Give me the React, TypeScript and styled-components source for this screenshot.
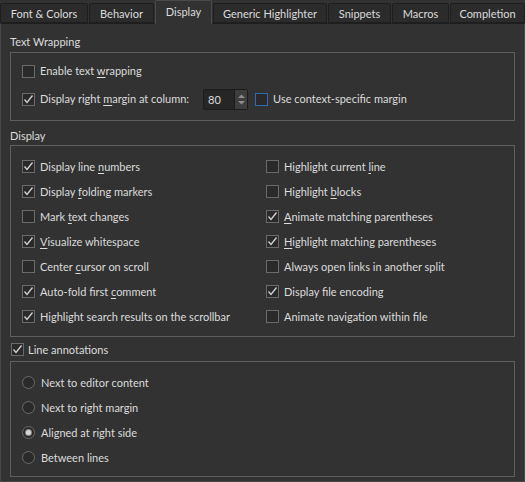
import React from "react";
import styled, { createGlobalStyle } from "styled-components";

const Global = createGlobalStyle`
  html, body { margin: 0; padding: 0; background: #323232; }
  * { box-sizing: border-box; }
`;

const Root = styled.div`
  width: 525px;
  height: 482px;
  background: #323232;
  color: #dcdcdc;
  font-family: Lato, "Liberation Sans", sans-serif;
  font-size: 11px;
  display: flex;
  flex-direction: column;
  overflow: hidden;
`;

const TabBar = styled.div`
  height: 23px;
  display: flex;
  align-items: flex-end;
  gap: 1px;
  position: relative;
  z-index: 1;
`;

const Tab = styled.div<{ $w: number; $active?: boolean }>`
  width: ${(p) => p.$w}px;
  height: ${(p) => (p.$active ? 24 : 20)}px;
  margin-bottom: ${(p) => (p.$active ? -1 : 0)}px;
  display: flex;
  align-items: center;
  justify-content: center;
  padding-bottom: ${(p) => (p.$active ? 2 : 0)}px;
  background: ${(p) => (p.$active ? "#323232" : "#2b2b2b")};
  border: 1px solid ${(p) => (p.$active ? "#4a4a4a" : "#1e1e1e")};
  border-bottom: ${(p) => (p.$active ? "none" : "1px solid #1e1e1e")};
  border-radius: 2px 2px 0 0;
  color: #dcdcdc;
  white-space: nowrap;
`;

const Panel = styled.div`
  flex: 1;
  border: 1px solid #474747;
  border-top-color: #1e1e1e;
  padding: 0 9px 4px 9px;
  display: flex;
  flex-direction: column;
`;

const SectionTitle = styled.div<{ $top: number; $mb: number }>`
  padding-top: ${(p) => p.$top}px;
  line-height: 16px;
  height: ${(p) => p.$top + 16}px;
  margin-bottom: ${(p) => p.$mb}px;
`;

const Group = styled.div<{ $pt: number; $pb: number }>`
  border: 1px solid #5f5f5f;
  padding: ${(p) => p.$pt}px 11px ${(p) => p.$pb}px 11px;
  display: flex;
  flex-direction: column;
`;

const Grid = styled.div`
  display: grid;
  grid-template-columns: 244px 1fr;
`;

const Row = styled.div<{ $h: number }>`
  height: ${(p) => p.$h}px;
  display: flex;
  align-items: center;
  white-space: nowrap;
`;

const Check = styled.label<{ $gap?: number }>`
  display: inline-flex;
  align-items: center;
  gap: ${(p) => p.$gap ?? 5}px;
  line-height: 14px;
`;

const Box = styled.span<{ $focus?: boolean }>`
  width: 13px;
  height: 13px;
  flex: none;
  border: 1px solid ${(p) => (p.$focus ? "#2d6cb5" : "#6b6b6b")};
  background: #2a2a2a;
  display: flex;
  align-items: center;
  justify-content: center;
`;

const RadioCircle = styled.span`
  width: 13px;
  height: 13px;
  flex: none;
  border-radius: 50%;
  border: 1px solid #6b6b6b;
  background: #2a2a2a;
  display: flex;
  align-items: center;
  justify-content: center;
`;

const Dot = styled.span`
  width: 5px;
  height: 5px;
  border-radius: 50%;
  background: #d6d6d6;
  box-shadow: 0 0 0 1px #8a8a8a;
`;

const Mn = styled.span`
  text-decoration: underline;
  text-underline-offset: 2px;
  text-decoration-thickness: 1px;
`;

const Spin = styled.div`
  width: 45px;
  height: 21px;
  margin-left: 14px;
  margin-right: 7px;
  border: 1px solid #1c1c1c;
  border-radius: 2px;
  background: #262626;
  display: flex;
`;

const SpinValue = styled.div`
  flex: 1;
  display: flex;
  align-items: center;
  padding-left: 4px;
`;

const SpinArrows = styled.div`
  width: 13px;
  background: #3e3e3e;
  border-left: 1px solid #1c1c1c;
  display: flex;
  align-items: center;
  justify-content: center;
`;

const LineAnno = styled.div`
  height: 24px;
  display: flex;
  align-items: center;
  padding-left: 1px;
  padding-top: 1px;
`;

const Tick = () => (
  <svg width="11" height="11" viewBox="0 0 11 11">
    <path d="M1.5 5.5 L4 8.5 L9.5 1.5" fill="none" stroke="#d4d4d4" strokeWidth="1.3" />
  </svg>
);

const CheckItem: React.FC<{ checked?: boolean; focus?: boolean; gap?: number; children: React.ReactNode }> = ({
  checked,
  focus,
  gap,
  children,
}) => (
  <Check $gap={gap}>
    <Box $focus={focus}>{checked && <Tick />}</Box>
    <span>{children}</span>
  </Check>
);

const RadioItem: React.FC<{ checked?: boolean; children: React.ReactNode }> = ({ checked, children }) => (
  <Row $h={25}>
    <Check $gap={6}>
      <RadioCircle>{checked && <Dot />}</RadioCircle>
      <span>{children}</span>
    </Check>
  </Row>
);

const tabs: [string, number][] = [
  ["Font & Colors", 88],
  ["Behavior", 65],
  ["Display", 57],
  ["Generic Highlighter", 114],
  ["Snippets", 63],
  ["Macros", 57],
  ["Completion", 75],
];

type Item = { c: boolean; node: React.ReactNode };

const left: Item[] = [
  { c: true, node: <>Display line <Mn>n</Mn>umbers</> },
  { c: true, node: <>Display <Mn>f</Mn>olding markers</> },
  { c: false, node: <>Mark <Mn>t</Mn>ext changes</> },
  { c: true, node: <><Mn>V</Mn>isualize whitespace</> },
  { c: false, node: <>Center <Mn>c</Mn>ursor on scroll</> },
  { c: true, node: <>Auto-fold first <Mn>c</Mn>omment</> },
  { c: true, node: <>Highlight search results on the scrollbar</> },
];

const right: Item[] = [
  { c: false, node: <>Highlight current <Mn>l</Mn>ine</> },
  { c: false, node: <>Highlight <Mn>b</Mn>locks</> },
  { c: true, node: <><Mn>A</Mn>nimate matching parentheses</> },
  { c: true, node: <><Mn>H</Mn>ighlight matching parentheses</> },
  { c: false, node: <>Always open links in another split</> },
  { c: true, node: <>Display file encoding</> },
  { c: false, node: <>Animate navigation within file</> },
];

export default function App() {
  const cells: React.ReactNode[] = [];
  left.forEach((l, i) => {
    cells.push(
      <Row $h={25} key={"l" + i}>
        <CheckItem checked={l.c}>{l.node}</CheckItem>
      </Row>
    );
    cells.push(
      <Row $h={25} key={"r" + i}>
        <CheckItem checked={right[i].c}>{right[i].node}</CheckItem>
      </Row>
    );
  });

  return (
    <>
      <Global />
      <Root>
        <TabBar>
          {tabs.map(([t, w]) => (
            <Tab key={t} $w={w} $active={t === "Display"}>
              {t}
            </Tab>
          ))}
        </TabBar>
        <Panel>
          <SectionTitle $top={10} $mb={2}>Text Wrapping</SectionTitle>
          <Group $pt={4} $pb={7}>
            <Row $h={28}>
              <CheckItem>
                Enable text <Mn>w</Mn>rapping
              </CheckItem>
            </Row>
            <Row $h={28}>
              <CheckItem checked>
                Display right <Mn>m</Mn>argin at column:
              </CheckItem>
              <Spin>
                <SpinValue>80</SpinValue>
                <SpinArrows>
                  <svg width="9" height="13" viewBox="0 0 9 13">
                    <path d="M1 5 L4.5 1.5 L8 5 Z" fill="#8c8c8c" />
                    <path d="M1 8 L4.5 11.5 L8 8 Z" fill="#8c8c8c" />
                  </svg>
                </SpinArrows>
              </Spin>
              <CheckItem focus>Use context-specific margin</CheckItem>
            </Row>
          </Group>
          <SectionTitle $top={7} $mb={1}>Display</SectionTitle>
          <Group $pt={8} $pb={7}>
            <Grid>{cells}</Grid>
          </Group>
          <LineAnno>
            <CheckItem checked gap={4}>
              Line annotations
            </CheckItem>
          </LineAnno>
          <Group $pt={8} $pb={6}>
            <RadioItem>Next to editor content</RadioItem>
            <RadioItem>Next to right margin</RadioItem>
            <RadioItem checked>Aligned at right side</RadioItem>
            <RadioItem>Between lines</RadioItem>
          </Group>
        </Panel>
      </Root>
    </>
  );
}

**EXERCISE OBJECTIVE:**
Point out every line holding the string "components" and copy it.

**ANSWER TO THIS TASK:**
Give me the React, TypeScript and styled-components source for this screenshot.
import styled, { createGlobalStyle } from "styled-components";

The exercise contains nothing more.